L’idea che per intelligente “realismo” bisognerebbe abbandonare il popolo ucraino a un destino di sottomissione, giacché aiutarlo a difendersi significherebbe aggravarne le sofferenze, non è davvero nuova sulla scena del nostro dibattito pubblico. Anzi, sulla scorta dell’argomento secondo cui già due anni e mezzo fa, già all’inizio dell’aggressione russa, gli ucraini avrebbero dovuto uniformarsi al “dovere morale della resa”, quell’idea realista era ben in voga e aveva profondamente impregnato la pasta di ragionamenti tutt’altro che minoritari. Ma è in forza di quel pregresso accreditamento se, oggi, l’appello al “realismo”, a questo presunto realismo, trionfa nella conclusione che no, la sovranità e la libertà del popolo invaso non valgono i vantaggi che sarebbero assicurati da un’Ucraina disarmata.

Il Corriere della Sera lo spiega con un articolo di Massimo Nava: “Anziché Churchill”, scrive, “sarebbe il caso di citare Kissinger e ricordare che il mondo di oggi è uscito da Yalta e non dalle Crociate”. Sull’assunto, par di capire, che “continuare a riempire di armi l’Ucraina” non sia degno delle lungimiranze crimeane dei vincitori della seconda guerra mondiale, e rimandi piuttosto alle ambizioni guerresche di Ottone Visconti in partenza per la Terrasanta.
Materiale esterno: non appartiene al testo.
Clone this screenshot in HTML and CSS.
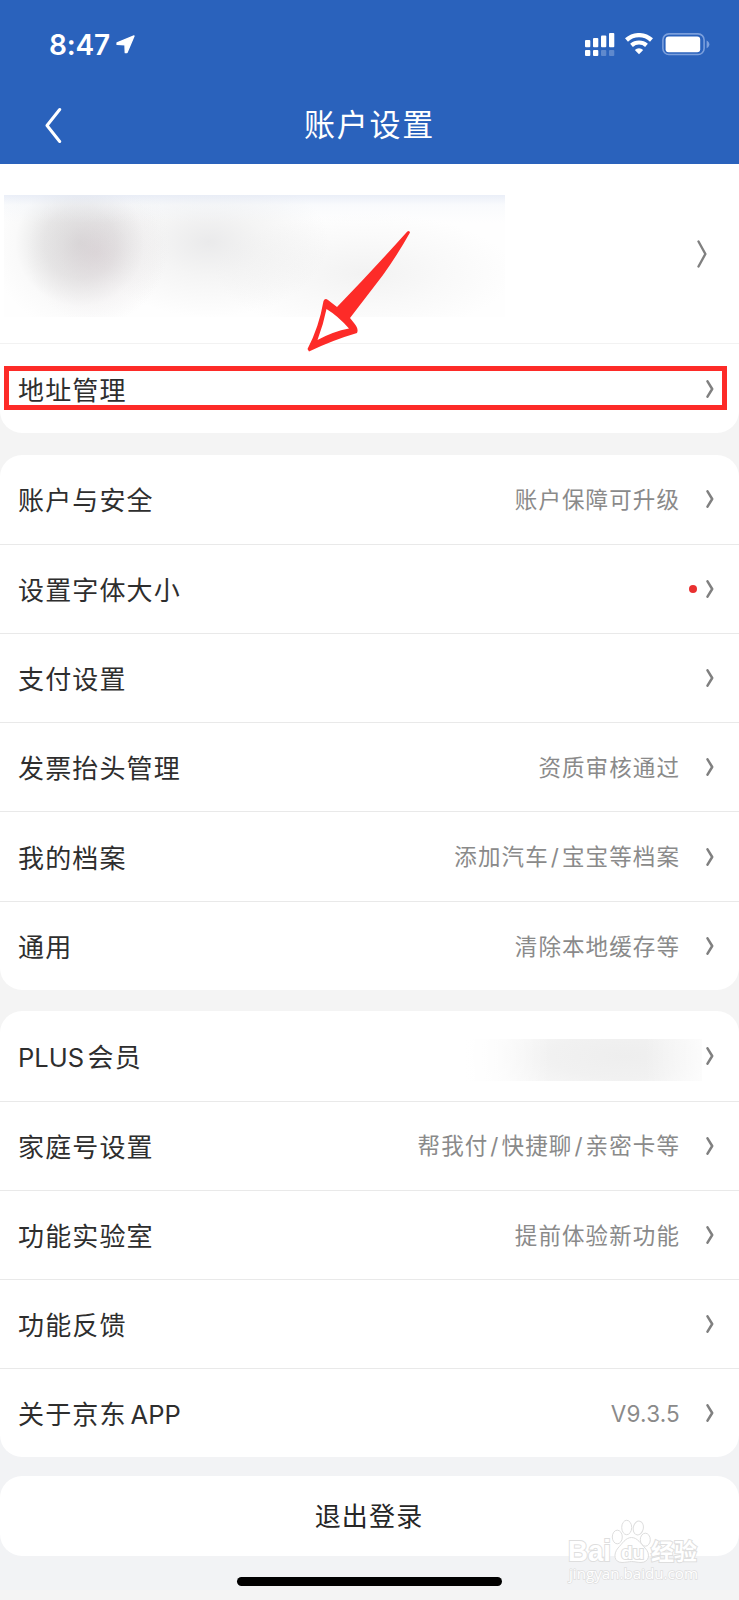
FILE: index.html
```html
<!DOCTYPE html>
<html lang="zh-CN">
<head>
    <meta charset="UTF-8">
    <meta name="viewport" content="width=device-width, initial-scale=1.0">
    <title>账户设置</title>
    <link rel="stylesheet" href="styles.css">
</head>
<body>
    <svg class="symbols" width="0" height="0">
        <symbol id="chevron" viewBox="0 0 8 18">
            <path d="M1.5 1.3 L6.2 9 L1.5 16.7" fill="none" stroke="#808080" stroke-width="2.5" stroke-linecap="round" stroke-linejoin="round"/>
        </symbol>
    </svg>

    <header class="header">
        <div class="status-bar">
            <div class="status-left">
                <span class="time">8:47</span>
                <svg class="location" width="19" height="19" viewBox="0 0 19 19">
                    <path d="M18 1 L11 17.6 L9.3 17.6 L9 9.9 L1.1 9.4 L1.1 7.8 Z" fill="#fff" stroke="#fff" stroke-width="1.4" stroke-linejoin="round"/>
                </svg>
            </div>
            <div class="status-right">
                <svg width="30" height="24" viewBox="0 0 30 24" fill="#fff">
                    <rect x="0" y="7" width="5.3" height="7.3" rx="1"/>
                    <rect x="8" y="5" width="5.3" height="9.3" rx="1"/>
                    <rect x="16" y="2.5" width="5.3" height="11.8" rx="1"/>
                    <rect x="24" y="0" width="5.3" height="14.3" rx="1"/>
                    <rect x="0" y="17" width="5.3" height="6" rx="1"/>
                    <rect x="8" y="17" width="5.3" height="6" rx="1"/>
                    <rect x="16" y="17" width="5.3" height="6" rx="1" opacity="0.25"/>
                    <rect x="24" y="17" width="5.3" height="6" rx="1" opacity="0.25"/>
                </svg>
                <svg class="wifi" width="28" height="22" viewBox="0 0 28 22">
                    <path d="M1.5 7 A18.6 18.6 0 0 1 26.5 7" fill="none" stroke="#fff" stroke-width="4.4"/>
                    <path d="M6.5 12.3 A11.5 11.5 0 0 1 21.5 12.3" fill="none" stroke="#fff" stroke-width="4.2"/>
                    <path d="M14 21.2 L9.8 17 A6.2 6.2 0 0 1 18.2 17 Z" fill="#fff"/>
                </svg>
                <svg class="battery" width="48" height="23" viewBox="0 0 48 23">
                    <rect x="0.9" y="0.9" width="41.2" height="20.6" rx="6" fill="none" stroke="#7b9fdc" stroke-width="1.6"/>
                    <rect x="3.6" y="3.6" width="34.6" height="15.6" rx="3" fill="#fff"/>
                    <path d="M44.6 7.4 C48.3 9 48.3 13.6 44.6 15.2 Z" fill="#7b9fdc"/>
                </svg>
            </div>
        </div>
        <div class="nav-bar">
            <svg class="back" width="18" height="36" viewBox="0 0 18 36">
                <path d="M14.7 2.5 L2 18.5 L14.7 34.5" fill="none" stroke="#fff" stroke-width="3" stroke-linecap="round" stroke-linejoin="round"/>
            </svg>
            <h1>账户设置</h1>
        </div>
    </header>

    <main>
        <section class="card card-profile">
            <div class="profile">
                <div class="profile-info"></div>
                <svg class="chevron-large" viewBox="0 0 10 28">
                    <path d="M1.5 1.5 L8.4 14 L1.5 26.5" fill="none" stroke="#808080" stroke-width="2.4" stroke-linecap="round" stroke-linejoin="round"/>
                </svg>
            </div>
            <div class="row">
                <span class="label">地址管理</span>
                <svg class="chevron"><use href="#chevron"/></svg>
                <div class="highlight"></div>
            </div>
            <svg class="arrow" width="106" height="122" viewBox="0 0 106 122">
                <path d="M99.3 1.5 Q101.5 0 102 2.5 Q90 24 75 45 L42 88 L46 93 Q51 99 49 103 Q25 110 1 121.5 L-0.5 119 Q11 97 15.5 71 Q17 67.5 20 70 L29 77 Q63 42 99.3 1.5 Z" fill="#fd2b28"/>
                <path d="M18.5 79 Q30 86 41 98.5 Q25 101.5 9.5 110 Q15.5 94 18.5 79 Z" fill="#fff"/>
            </svg>
        </section>

        <section class="card">
            <div class="row">
                <span class="label">账户与安全</span>
                <span class="value">账户保障可升级</span>
                <svg class="chevron"><use href="#chevron"/></svg>
            </div>
            <div class="row">
                <span class="label">设置字体大小</span>
                <span class="dot"></span>
                <svg class="chevron"><use href="#chevron"/></svg>
            </div>
            <div class="row">
                <span class="label">支付设置</span>
                <svg class="chevron"><use href="#chevron"/></svg>
            </div>
            <div class="row">
                <span class="label">发票抬头管理</span>
                <span class="value">资质审核通过</span>
                <svg class="chevron"><use href="#chevron"/></svg>
            </div>
            <div class="row">
                <span class="label">我的档案</span>
                <span class="value">添加汽车<i>/</i>宝宝等档案</span>
                <svg class="chevron"><use href="#chevron"/></svg>
            </div>
            <div class="row">
                <span class="label">通用</span>
                <span class="value">清除本地缓存等</span>
                <svg class="chevron"><use href="#chevron"/></svg>
            </div>
        </section>

        <section class="card card-last">
            <div class="row">
                <span class="label mixed"><span class="latin">PLUS</span>会员</span>
                <span class="hidden-value"></span>
                <svg class="chevron"><use href="#chevron"/></svg>
            </div>
            <div class="row">
                <span class="label">家庭号设置</span>
                <span class="value">帮我付<i>/</i>快捷聊<i>/</i>亲密卡等</span>
                <svg class="chevron"><use href="#chevron"/></svg>
            </div>
            <div class="row">
                <span class="label">功能实验室</span>
                <span class="value">提前体验新功能</span>
                <svg class="chevron"><use href="#chevron"/></svg>
            </div>
            <div class="row">
                <span class="label">功能反馈</span>
                <svg class="chevron"><use href="#chevron"/></svg>
            </div>
            <div class="row">
                <span class="label mixed">关于京东<span class="latin app">APP</span></span>
                <span class="value version">V9.3.5</span>
                <svg class="chevron"><use href="#chevron"/></svg>
            </div>
        </section>

        <div class="footer">
            <button class="logout" type="button">退出登录</button>
            <div class="home-indicator"></div>
        </div>
    </main>

    <div class="watermark">
        <svg width="134" height="62" viewBox="0 0 134 62">
            <g class="mark">
                <ellipse cx="50.3" cy="18" rx="5" ry="6.8"/>
                <ellipse cx="59.7" cy="8.5" rx="5" ry="7.2"/>
                <ellipse cx="71.3" cy="9" rx="5" ry="7" transform="rotate(12 71.3 9)"/>
                <ellipse cx="78.3" cy="20.7" rx="5" ry="6.5"/>
                <path d="M64.5 18.5 C70.5 18.5 74 25 78 29 C84 35 82 43.5 74 43.5 C70 43.5 68 42.5 64.5 42.5 C62 42.5 59 43.5 55 43.5 C47 43.5 46 35 51 29 C55 25 58.5 18.5 64.5 18.5 Z"/>
                <text class="logo" x="1" y="42" textLength="43" lengthAdjust="spacingAndGlyphs">Bai</text>
                <text class="logo du" x="54" y="40">du</text>
                <text class="logo cn" x="84" y="41">经验</text>
                <text class="site" x="2" y="60" textLength="129" lengthAdjust="spacingAndGlyphs">jingyan.baidu.com</text>
            </g>
        </svg>
    </div>
</body>
</html>
```

FILE: styles.css
```css
* {
    box-sizing: border-box;
}
body {
    position: relative;
    margin: 0;
    width: 739px;
    height: 1600px;
    overflow: hidden;
    background-color: #f4f4f4;
    color: #2e2e2e;
    font-family: "Noto Sans CJK SC", sans-serif;
}
.symbols {
    position: absolute;
}

/* header */
.header {
    height: 164px;
    background-color: #2a62bc;
    color: #fff;
}
.status-bar {
    display: flex;
    justify-content: space-between;
    height: 88px;
    padding: 33px 29.5px 0 49px;
}
.status-left, .status-right {
    display: flex;
    align-items: flex-start;
}
.time {
    margin-top: -5px;
    font-family: Inter, sans-serif;
    font-size: 28px;
    font-weight: 600;
    line-height: 34px;
    letter-spacing: -0.2px;
}
.location {
    margin: 2px 0 0 6px;
}
.wifi {
    margin-left: 10.5px;
}
.battery {
    margin-left: 8.5px;
}
.nav-bar {
    display: grid;
    grid-template-columns: 100px 1fr 100px;
    align-items: center;
    height: 74px;
}
.back {
    margin-left: 45px;
}
h1 {
    margin: 0 0 4px;
    font-size: 31px;
    font-weight: 400;
    line-height: 40px;
    letter-spacing: 1.7px;
    text-align: center;
}

/* cards */
.card {
    margin-bottom: 21.5px;
    background-color: #fff;
    border-radius: 22px;
}
.card-profile {
    position: relative;
    border-radius: 0 0 22px 22px;
}
.card-last {
    margin-bottom: 0;
    box-shadow: 0 22px 0 #f2f3f5;
}
.profile {
    display: flex;
    justify-content: space-between;
    height: 180px;
    padding: 31px 32.5px 0 4px;
    border-bottom: 1px solid #f2f2f2;
}
.profile-info {
    width: 501px;
    height: 122px;
    background:
        linear-gradient(rgba(226, 232, 245, 0.7), rgba(240, 244, 250, 0.35) 10px, rgba(255, 255, 255, 0) 28px),
        radial-gradient(ellipse 70px 70px at 92px 58px, rgba(200, 176, 188, 0.25), rgba(210, 196, 203, 0.13) 50%, rgba(255, 255, 255, 0)),
        radial-gradient(ellipse 90px 88px at 76px 48px, rgba(195, 195, 195, 0.58), rgba(200, 200, 200, 0.42) 40%, rgba(225, 225, 225, 0.14) 72%, rgba(255, 255, 255, 0)),
        radial-gradient(ellipse 120px 75px at 205px 47px, rgba(210, 210, 212, 0.45), rgba(218, 218, 218, 0.26) 45%, rgba(255, 255, 255, 0)),
        radial-gradient(ellipse 150px 60px at 360px 78px, rgba(225, 225, 225, 0.4), rgba(230, 230, 230, 0.2) 55%, rgba(255, 255, 255, 0)),
        #fefefe;
}
.chevron-large {
    width: 10px;
    height: 28px;
    margin-top: 45px;
}
.row {
    position: relative;
    display: flex;
    align-items: center;
    height: 89.2px;
    padding: 0 25.5px 0 18px;
}
.row + .row {
    border-top: 1px solid #e9e9e9;
}
.label {
    margin-right: auto;
    font-size: 26px;
    letter-spacing: 1.15px;
    line-height: 38px;
}
.mixed {
    padding-top: 2px;
}
.latin {
    font-family: Inter, sans-serif;
    font-size: 25.5px;
    letter-spacing: 0;
    margin-right: 3.5px;
}
.app {
    margin: 0 0 0 4px;
}
.value {
    padding-bottom: 2px;
    color: #8a8a8a;
    font-size: 22.5px;
    letter-spacing: 1.1px;
    line-height: 34px;
}
.value i {
    margin: 0 2px;
    font-family: Inter, sans-serif;
    font-style: normal;
}
.version {
    padding-top: 2px;
    padding-bottom: 0;
    font-family: Inter, sans-serif;
    letter-spacing: 0.2px;
}
.chevron {
    width: 8px;
    height: 18px;
    margin-left: 25.5px;
}
.dot {
    width: 8px;
    height: 8px;
    margin-right: -16.5px;
    border-radius: 50%;
    background-color: #e93030;
}
.hidden-value {
    width: 238px;
    height: 42px;
    margin: 9px -22px 0 0;
    background:
        linear-gradient(90deg, #fff, rgba(255, 255, 255, 0.7) 14%, rgba(255, 255, 255, 0) 36%, rgba(255, 255, 255, 0) 76%, rgba(255, 255, 255, 0.75)),
        radial-gradient(ellipse 160px 50px at 160px 17px, #eeeeee, #f1f1f1 45%, #fafafa);
}

/* marker around the address row */
.highlight {
    position: absolute;
    left: 3.5px;
    right: 12px;
    top: 22px;
    height: 44px;
    border: 5px solid #fd2b28;
}
.arrow {
    position: absolute;
    left: 308px;
    top: 66px;
    overflow: visible;
}

/* logout */
.footer {
    height: 145px;
    padding-top: 18.5px;
    background: linear-gradient(#f2f3f5 133px, #f4f4f4 133px);
}
.card-last {
    position: relative;
}
.logout {
    position: relative;
    display: block;
    width: 100%;
    height: 80px;
    padding: 0 1px 1px 0;
    border: none;
    border-radius: 22px;
    background-color: #fff;
    color: #262626;
    font-family: inherit;
    font-size: 26px;
    letter-spacing: 1.15px;
    line-height: 38px;
}
.home-indicator {
    width: 265px;
    height: 9px;
    margin: 21px auto 0;
    border-radius: 5px;
    background-color: #000;
}

/* watermark */
.watermark {
    position: absolute;
    left: 567px;
    top: 1519px;
}
.watermark svg {
    display: block;
    overflow: visible;
}
.mark {
    fill: #fff;
    stroke: #dedede;
    stroke-width: 1;
}
.mark text {
    paint-order: stroke;
    stroke-width: 2;
}
.logo {
    font-family: "Liberation Sans", sans-serif;
    font-size: 30px;
    font-weight: bold;
}
.mark .du {
    font-size: 19px;
}
.mark .cn {
    font-family: "Noto Sans CJK SC", sans-serif;
    font-size: 23px;
}
.mark .site {
    font-family: "Open Sans", sans-serif;
    font-size: 15px;
    stroke-width: 1.4;
}
```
Così come, sempre per l’articolista del Corriere, il senso della realtà vorrebbe che la si smettesse di “sostenere senza riserve Israele per evitare l’accusa di antisemitismo”. Il fatto, se possiamo permetterci di osservarlo, è che Churchill a Yalta non solo ci stava, ma su quella sedia aveva messo il sedere dopo aver combattuto – in patria e fuori – quelli che gli dicevano prima di non preoccuparsi dell’imbianchino austriaco e poi, appunto per realismo, di lasciarlo fare perché ormai era troppo forte.

Churchill non è solo qualche citazione abusata: è quello che mandava armi a Stalin imponendosi sui tanti che gli davano contro accusandolo di trascurare il proprio paese già dissanguato. E, a dispetto di un consenso già precario, Churchill continuava a mandargliele non perché temeva l’estetica delle insegne del Terzo Reich sul Cremlino, ma perché sapeva che non vederne un’Europa tappezzata dipendeva anche dalla sconfitta tedesca su quel fronte. Giusto come mandare armi all’Ucraina non serviva due anni fa e non serve oggi (se non bastasse questo) a salvare la vita e la libertà degli ucraini, ma a impedire che su un altro avamposto violentato si impianti la promessa di sopraffazione delle libertà circostanti. Che sono le nostre.

Anche meno appropriato, poi, appare il richiamo a questo malinteso realismo quando ci si riferisce alla guerra di Gaza. Scrive il Corriere che “l’orrore per i crimini di Hamas ha oscurato le obiezioni alla reazione di Gerusalemme”. Ma a parte il fatto che questo preteso oscuramento pare abbastanza illuminato dalle quotidiane requisitorie contro il nazismo e il terrorismo di Israele, di cui forse anche il Corriere avrà avuto notizia, domandiamo: per “realismo” ce lo dimentichiamo il 7 ottobre? E soprattutto: per realismo ci dimentichiamo di quelli che promettono di volerne rifare a tappeto dal fiume al mare?